The NHR of mH2A interferes with SWI/SNF and ACF nucleosome mobilization. Conventional H2A and NHR-H2A nucleosomes were reconstituted by using a 255-bp fragment containing the centrally positioned sequence 601 (19). (A) SWI/SNF mobilization of H2A and NHR-H2A nucleosomes. Both types of nucleosomes were incubated for 45 min at 30°C in the presence of increasing amounts of SWI/SNF and ATP. Mobilization of the histone octamer was revealed by EMSA on 5.5% native polyacrylamide gels. The center- and end-positioned nucleosomes and free DNA are indicated on the left part of the figure. (B) Time course of the SWI/SNF-induced mobilization of conventional H2A and H2A-NHR nucleosomes. The nucleosome solutions were supplemented with ATP and 0.5 μl of SWI/SNF and incubated for the indicated time. The nucleosome mobilization was arrested by apyrase treatment, and the reaction mixtures were stored on ice until they were loaded on the gel. The central- and end-positioned nucleosomes and free DNA are indicated. (C) Mapping of H2A and H2A-NHR nucleosome positions after treatment with SWI/SNF. Both types of particles were incubated for 45 min at 30°C in the presence of increasing amounts of SWI/SNF as indicated. Then, the mobilization reaction was arrested by apyrase treatment, the samples were digested with exonuclease III, and the digestion products were run on an 8% denaturating gel. Stars indicate the radioactively labeled end of the DNA used for the reconstitution. (D) ACF is unable to mobilize H2A-NHR nucleosomes. Conventional H2A and H2A-NHR nucleosomes were reconstituted by using a 241-bp fragment containing the end-positioned sequence 601. Reconstituted conventional H2A and H2A-NHR nucleosomes were incubated for 45 min at 30°C with increasing amounts of ACF in the presence of ATP and run on a 5.5% native acrylamide gel.
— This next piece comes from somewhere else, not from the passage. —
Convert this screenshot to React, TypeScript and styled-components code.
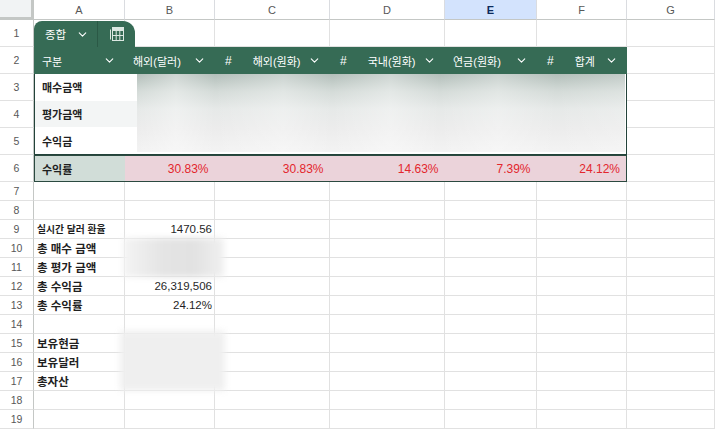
import React from 'react'
import styled, { createGlobalStyle } from 'styled-components'
import { ChevronDown } from 'lucide-react'

const GlobalStyle = createGlobalStyle`
  body {
    margin: 0;
    background: #ffffff;
    overflow: hidden;
  }
`

const COLS = ['A', 'B', 'C', 'D', 'E', 'F', 'G']
const ROW_COUNT = 19

type CellData = { text: string; bold?: boolean; right?: boolean; small?: boolean }

const lower: Record<string, CellData> = {
  '9-1': { text: '실시간 달러 환율', bold: true, small: true },
  '9-2': { text: '1470.56', right: true },
  '10-1': { text: '총 매수 금액', bold: true },
  '11-1': { text: '총 평가 금액', bold: true },
  '12-1': { text: '총 수익금', bold: true },
  '12-2': { text: '26,319,506', right: true },
  '13-1': { text: '총 수익률', bold: true },
  '13-2': { text: '24.12%', right: true },
  '15-1': { text: '보유현금', bold: true },
  '16-1': { text: '보유달러', bold: true },
  '17-1': { text: '총자산', bold: true },
}

const headers = [
  { name: '구분', num: false },
  { name: '해외(달러)', num: false },
  { name: '해외(원화)', num: true },
  { name: '국내(원화)', num: true },
  { name: '연금(원화)', num: false },
  { name: '합계', num: true },
]

const rates = ['30.83%', '30.83%', '14.63%', '7.39%', '24.12%']
const bodyLabels = ['매수금액', '평가금액', '수익금']

const TableIcon = () => (
  <svg width="16" height="16" viewBox="0 0 16 16" fill="none" stroke="#dce8e2" strokeWidth="1">
    <path d="M1.5 3.5v10" />
    <rect x="3.5" y="1.5" width="11" height="13" />
    <rect x="3.5" y="1.5" width="11" height="3" fill="#dce8e2" />
    <path d="M3.5 9.5h11M7.2 4.5v10M10.8 4.5v10" />
  </svg>
)

const App: React.FC = () => {
  const cells = []
  for (let r = 1; r <= ROW_COUNT; r++) {
    for (let c = 1; c <= COLS.length; c++) {
      const d = lower[`${r}-${c}`]
      cells.push(
        <Cell key={`${r}-${c}`} $r={r + 1} $c={c + 1} $right={d?.right} $bold={d?.bold} $small={d?.small}>
          {d?.text}
        </Cell>
      )
    }
  }

  return (
    <>
      <GlobalStyle />
      <Sheet>
        <Corner />
        {COLS.map((col, i) => (
          <ColHead key={col} $c={i + 2} $active={col === 'E'}>
            {col}
          </ColHead>
        ))}
        {Array.from({ length: ROW_COUNT }, (_, i) => (
          <RowHead key={i} $r={i + 2}>
            {i + 1}
          </RowHead>
        ))}

        {cells}

        <Tab>
          <TabLabel>
            <span>종합</span>
            <ChevronDown size={13} strokeWidth={2} />
          </TabLabel>
          <TabTool>
            <TableIcon />
          </TabTool>
        </Tab>

        <HeaderRow>
          {headers.map((h, i) => (
            <HeaderCell key={i}>
              {h.num && <TypeMark>#</TypeMark>}
              <span>{h.name}</span>
              <Chevron size={13} strokeWidth={2} />
            </HeaderCell>
          ))}
        </HeaderRow>

        <TableBody>
          {bodyLabels.map((label, i) => (
            <BodyLabel key={label} $shade={i === 1}>
              {label}
            </BodyLabel>
          ))}
          <BodyRedacted />
        </TableBody>

        <RateRow>
          <RateLabel>수익률</RateLabel>
          {rates.map((v, i) => (
            <RateValue key={i}>{v}</RateValue>
          ))}
        </RateRow>

        <Redacted $rows="11 / 13" />
        <Redacted $rows="16 / 19" $tall />
      </Sheet>
    </>
  )
}

export default App

const Sheet = styled.div`
  display: grid;
  grid-template-columns: 34px 91px 90px 115px 115px 92px 90px 1fr;
  grid-template-rows: 20px repeat(6, 27px) repeat(13, 19px);
  width: 715px;
  height: 429px;
  overflow: hidden;
  font-family: "Liberation Sans", "Noto Sans CJK KR", sans-serif;
  color: #1f1f1f;
`

const Corner = styled.div`
  grid-row: 1;
  grid-column: 1;
  background: #f1f3f4;
  border-right: 3px solid #c4c7c5;
  border-bottom: 3px solid #c4c7c5;
`

const ColHead = styled.div<{ $c: number; $active?: boolean }>`
  grid-row: 1;
  grid-column: ${({ $c }) => $c};
  display: flex;
  align-items: center;
  justify-content: center;
  font-size: 11px;
  color: ${({ $active }) => ($active ? '#0b2a5c' : '#575757')};
  font-weight: ${({ $active }) => ($active ? 700 : 400)};
  background: ${({ $active }) => ($active ? '#d3e3fd' : '#ffffff')};
  border-right: 1px solid #dadce0;
  border-bottom: 1px solid #c4c7c5;
`

const RowHead = styled.div<{ $r: number }>`
  grid-row: ${({ $r }) => $r};
  grid-column: 1;
  display: flex;
  align-items: center;
  justify-content: center;
  font-size: 10.5px;
  color: #575757;
  background: #ffffff;
  border-right: 1px solid #c4c7c5;
  border-bottom: 1px solid #e1e1e1;
`

const Cell = styled.div<{ $r: number; $c: number; $right?: boolean; $bold?: boolean; $small?: boolean }>`
  grid-row: ${({ $r }) => $r};
  grid-column: ${({ $c }) => $c};
  display: flex;
  align-items: center;
  justify-content: ${({ $right }) => ($right ? 'flex-end' : 'flex-start')};
  padding: 0 2px 0 3px;
  font-size: ${({ $small }) => ($small ? '9.8px' : '11.5px')};
  font-weight: ${({ $bold }) => ($bold ? 700 : 400)};
  white-space: nowrap;
  border-right: 1px solid #e1e1e1;
  border-bottom: 1px solid #e1e1e1;
  background: #ffffff;
`

const Tab = styled.div`
  grid-row: 2;
  grid-column: 2 / 4;
  justify-self: start;
  align-self: end;
  width: 101px;
  height: 26px;
  display: flex;
  background: #366b55;
  border-radius: 8px 12px 0 0;
  color: #ffffff;
`

const TabLabel = styled.div`
  width: 64px;
  display: flex;
  align-items: center;
  gap: 10px;
  padding-left: 11px;
  font-size: 11.5px;
  box-sizing: border-box;
  border-right: 1px solid #2b5946;
`

const TabTool = styled.div`
  flex: 1;
  display: flex;
  align-items: center;
  justify-content: center;
`

const HeaderRow = styled.div`
  grid-row: 3;
  grid-column: 2 / 8;
  display: grid;
  grid-template-columns: 91px 90px 115px 115px 92px 90px;
  background: #366b55;
  color: #ffffff;
`

const HeaderCell = styled.div`
  display: flex;
  align-items: center;
  padding: 0 9px 0 8px;
  font-size: 11px;
  white-space: nowrap;
`

const TypeMark = styled.span`
  margin: 0 21px 0 2px;
  font-size: 12px;
`

const Chevron = styled(ChevronDown)`
  margin-left: auto;
  flex-shrink: 0;
`

const TableBody = styled.div`
  grid-row: 4 / 7;
  grid-column: 2 / 8;
  display: grid;
  grid-template-columns: 102px 1fr;
  grid-template-rows: repeat(3, 1fr);
  border: 1.5px solid #23433a;
  border-top: none;
  background: #ffffff;
`

const BodyLabel = styled.div<{ $shade?: boolean }>`
  grid-column: 1;
  display: flex;
  align-items: center;
  padding-left: 7px;
  font-size: 11px;
  font-weight: 700;
  background: ${({ $shade }) => ($shade ? '#f3f5f5' : '#ffffff')};
`

const BodyRedacted = styled.div`
  grid-column: 2;
  grid-row: 1 / 4;
  margin: 0 1px 2px 0;
  background:
    linear-gradient(90deg, rgba(255,255,255,0) 0%, rgba(255,255,255,0.35) 8%, rgba(255,255,255,0) 16%,
      rgba(255,255,255,0.3) 30%, rgba(255,255,255,0) 40%, rgba(255,255,255,0.35) 52%,
      rgba(255,255,255,0) 62%, rgba(255,255,255,0.3) 74%, rgba(255,255,255,0) 86%, rgba(255,255,255,0.2) 100%),
    linear-gradient(180deg, #b3bfba 0%, #d4dbd8 22%, #e6e9e8 45%, #ececec 70%, #f3f3f3 100%);
`

const RateRow = styled.div`
  grid-row: 7;
  grid-column: 2 / 8;
  display: grid;
  grid-template-columns: 89.5px 90px 115px 115px 92px 1fr;
  border: 1.5px solid #2b4a40;
  background: #ebd3da;
`

const RateLabel = styled.div`
  display: flex;
  align-items: center;
  padding-left: 7px;
  font-size: 11px;
  font-weight: 700;
  background: #d1ddd8;
`

const RateValue = styled.div`
  display: flex;
  align-items: center;
  justify-content: flex-end;
  padding-right: 6px;
  font-size: 12px;
  color: #e3262d;
`

const Redacted = styled.div<{ $rows: string; $tall?: boolean }>`
  grid-row: ${({ $rows }) => $rows};
  grid-column: 3;
  margin: ${({ $tall }) => ($tall ? '-3px -10px 0 -5px' : '-1px -9px 0 -2px')};
  background: ${({ $tall }) =>
    $tall
      ? 'repeating-linear-gradient(180deg, #ededed 0 3px, #f3f3f3 3px 5px)'
      : 'linear-gradient(90deg, #f4f4f4, #e4e4e4 40%, #e2e2e2 70%, #f0f0f0)'};
  filter: blur(3px);
`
The center- and end-positioned nucleosomes and free DNA are indicated. nt, nucleotide; M, a marker for the molecular mass of the transcripts.

FIG. 7.

The NHR of mH2A interferes with SWI/SNF nucleosome remodeling. Conventional H2A and H2A-NHR were reconstituted on a radioactively end-labeled 152-bp DNA fragment containing the Xenopus borealis 5S RNA gene. Increasing amounts of SWI/SNF were added to the nucleosome (nuc) solutions, and the remodeling reaction was carried out for 40 min at 30°C. After digestion with DNase I, DNA was extracted and subjected to an 8% sequencing gel. The position of the DNase I cleavage repeat is indicated on the left part of the figure. The DNase I digestion pattern of free DNA is shown in lane 7. The diamond designates the dyad axis of the nucleosome.